What may seem like acts of empathy or flattery to one person can be another’s example of expropriation.

No short essay can do this subject justice.  But the questions we might ask are still valuable.  While Americans in the 21st Century are more open to claims of “cultural misappropriation,” we are still search for the outer limits of this kind of critique.  Who gets to be an authority on Thai or Mexican food?  Who gets to be a French chef?  Likewise, did George Gershwin and DuBose Heyward step over the line to write the iconic black opera, Porgy and Bess?  I’m glad they did.  But was the story of the impoverished residents of Charleston’s Catfish Row theirs to tell?  In its time (1935) Porgy was a daring extension of a  tradition-bound form.  But what may seem like acts of empathy or flattery to one person can be another’s example of expropriation.

We can all cite less cosmic examples of cultural infringement. When I was a visiting professor years ago I can remember my chagrin when otherwise wonderful British colleagues greeted me with an over-the-top “Howdy Partner!,” delivered in a theatrical Midwestern drawl.  Minor stuff for sure; I suppose I could have responded with a fake Lancashire accent. But what would be the point? I would have preferred a greeting in their own voice.

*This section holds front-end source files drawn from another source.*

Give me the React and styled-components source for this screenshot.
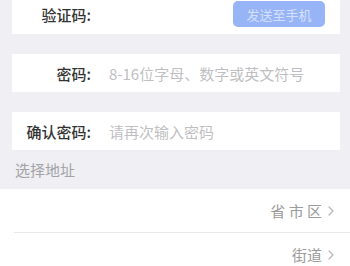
import React from 'react'
import styled, { createGlobalStyle } from 'styled-components'

const GlobalStyle = createGlobalStyle`
  html, body {
    margin: 0;
    padding: 0;
    background: #efeff4;
    font-family: "Noto Sans CJK SC", "Noto Sans", sans-serif;
    overflow: hidden;
  }
`

const Page = styled.div`
  width: 350px;
  margin-top: -6px;
  display: flex;
  flex-direction: column;
`

const FormCard = styled.div`
  display: flex;
  align-items: center;
  height: ${(p) => p.$height || 38}px;
  margin: 0 10px ${(p) => (p.$last ? 0 : 20)}px 12px;
  background: #ffffff;
`

const Label = styled.label`
  width: 79px;
  flex-shrink: 0;
  text-align: right;
  font-size: 15px;
  font-weight: 500;
  color: #333333;
`

const Input = styled.input`
  flex: 1;
  min-width: 0;
  margin-left: 18px;
  padding: 0;
  border: none;
  outline: none;
  background: transparent;
  font-family: inherit;
  font-size: 15px;
  color: #333333;

  &::placeholder {
    color: #bfbfc3;
  }
`

const SendButton = styled.button`
  width: 92px;
  height: 26px;
  flex-shrink: 0;
  margin-right: 15px;
  padding: 0;
  border: none;
  border-radius: 5px;
  background: #97b5f6;
  color: rgba(255, 255, 255, 0.6);
  font-family: inherit;
  font-size: 13px;
`

const SectionTitle = styled.div`
  height: 39px;
  display: flex;
  align-items: center;
  padding-left: 15px;
  font-size: 15px;
  color: #a3a3a6;
`

const List = styled.div`
  background: #ffffff;
`

const Row = styled.div`
  height: 43px;
  margin-left: 14px;
  padding-right: 16px;
  display: flex;
  align-items: center;
  justify-content: flex-end;
  gap: 6px;
  font-size: 15px;
  color: #9b9b9b;
  border-bottom: ${(p) => (p.$divider ? '1px solid #e8e8ea' : 'none')};
`

const Chevron = () => (
  <svg width="6" height="10" viewBox="0 0 6 10">
    <polyline points="1,1 5,5 1,9" fill="none" stroke="#b8b8bc" strokeWidth="1.3" strokeLinecap="round" strokeLinejoin="round" />
  </svg>
)

const App = () => {
  return (
    <>
      <GlobalStyle />
      <Page>
        <FormCard $height={40}>
          <Label>验证码:</Label>
          <Input type="text" />
          <SendButton>发送至手机</SendButton>
        </FormCard>
        <FormCard>
          <Label>密码:</Label>
          <Input type="password" placeholder="8-16位字母、数字或英文符号" />
        </FormCard>
        <FormCard $last>
          <Label>确认密码:</Label>
          <Input type="password" placeholder="请再次输入密码" />
        </FormCard>

        <SectionTitle>选择地址</SectionTitle>

        <List>
          <Row $divider>
            <span>省 市 区</span>
            <Chevron />
          </Row>
          <Row>
            <span>街道</span>
            <Chevron />
          </Row>
        </List>
      </Page>
    </>
  )
}

export default App
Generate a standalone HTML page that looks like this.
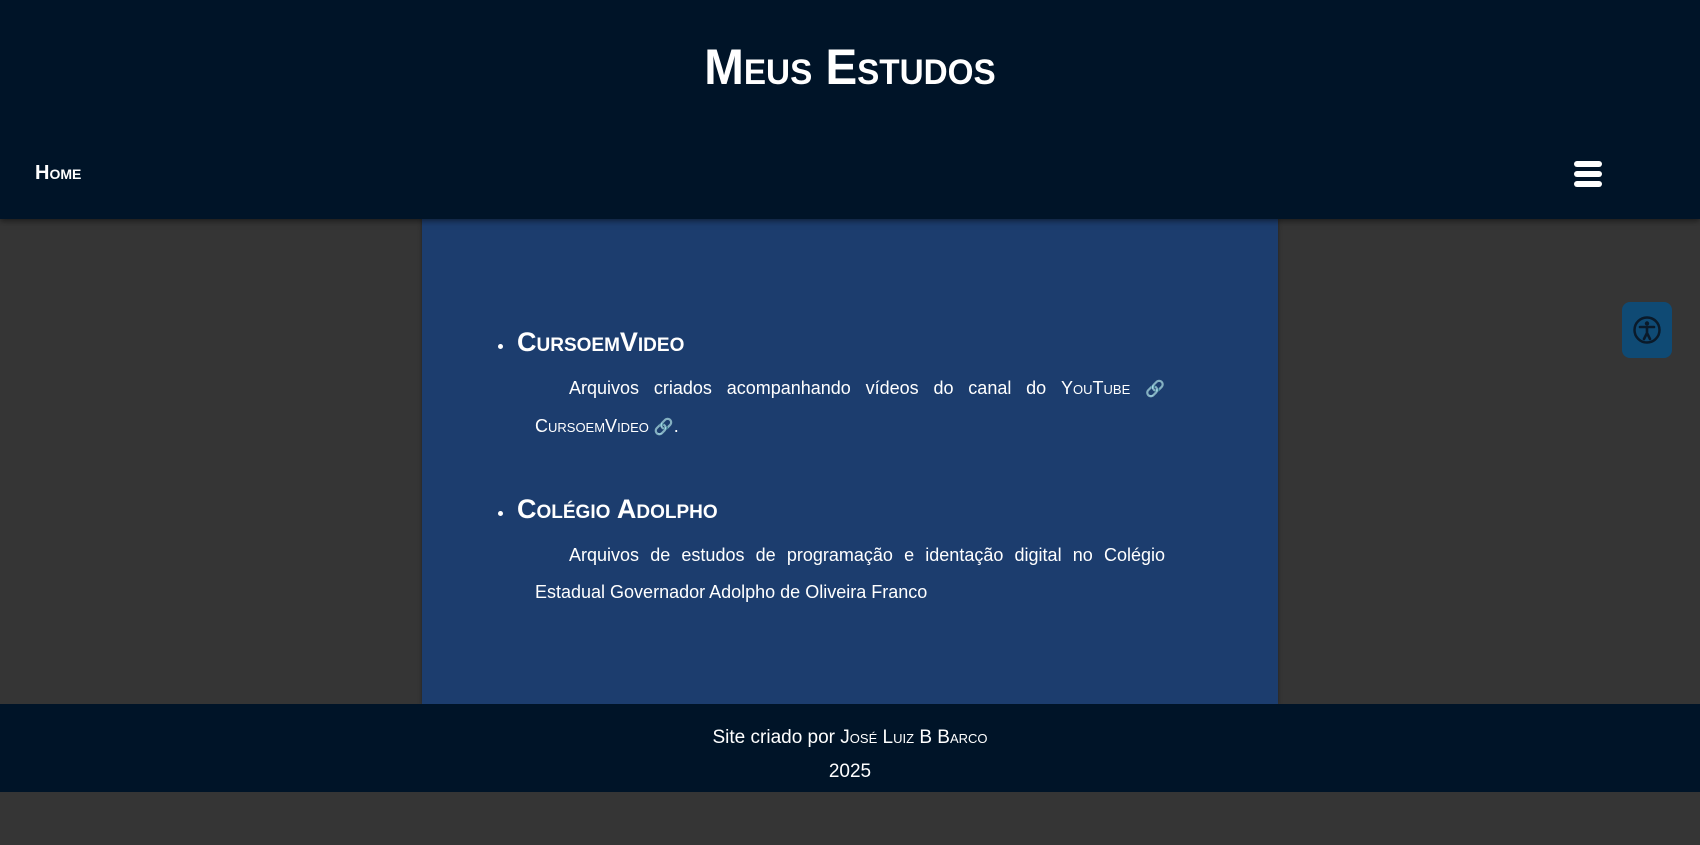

The image of an American melting pot has begun to yield to the realities of a rising tribalism. This idea was behind Pete Wells’ concern in a recent New York Times review of a restaurant built on the side of an old recording studio.  The decor featured lots of images of African American recording artists like Stevie Wonder, even though none of those performers apparently recorded at that 10th Avenue location.  This made Wells “uncomfortable.” “Stevie Wonder will always be cool,” he noted, “but a restaurant dreamed up by real estate developers doesn’t automatically become cool by putting him on the wall.”1  

Is there a legacy–a history, an origin–that is a community’s property, but not necessarily the culture’s?

This issue raises the question of what constitutes fair use of a group’s symbols.   Does the existence of a common language within the culture extend to the words and images associated with a specific sub-group?  Or is there a legacy–a history, an origin–that is a community’s property, but not necessarily the culture’s?

In a famous essay the journalist Walter Benjamin considered a related problem: the difference between original works of art and the sometimes convincing copies made of them.  “The work of Art in the Age of its Technological Reproducibility” raised better questions than answers.  But he did make the point that an original retains an “aura” that will always make it different and special, even while it may be cheapened by its copies. Our age has simply pushed the discussion forward to the moral question of whether those outside an exploited group have the right to use elements of the group’s legacy.

However one feels about a particular case, the viability of  the idea of ‘offensive misappropriation’ is a clear indicator that bonds to specific communities may now be stronger than bonds to the culture.  That’s surely one reason the idea of “tribalism” has become the word of the moment in discussions about current American attitudes.

1 New York Times, June 20, 2018, p. D7.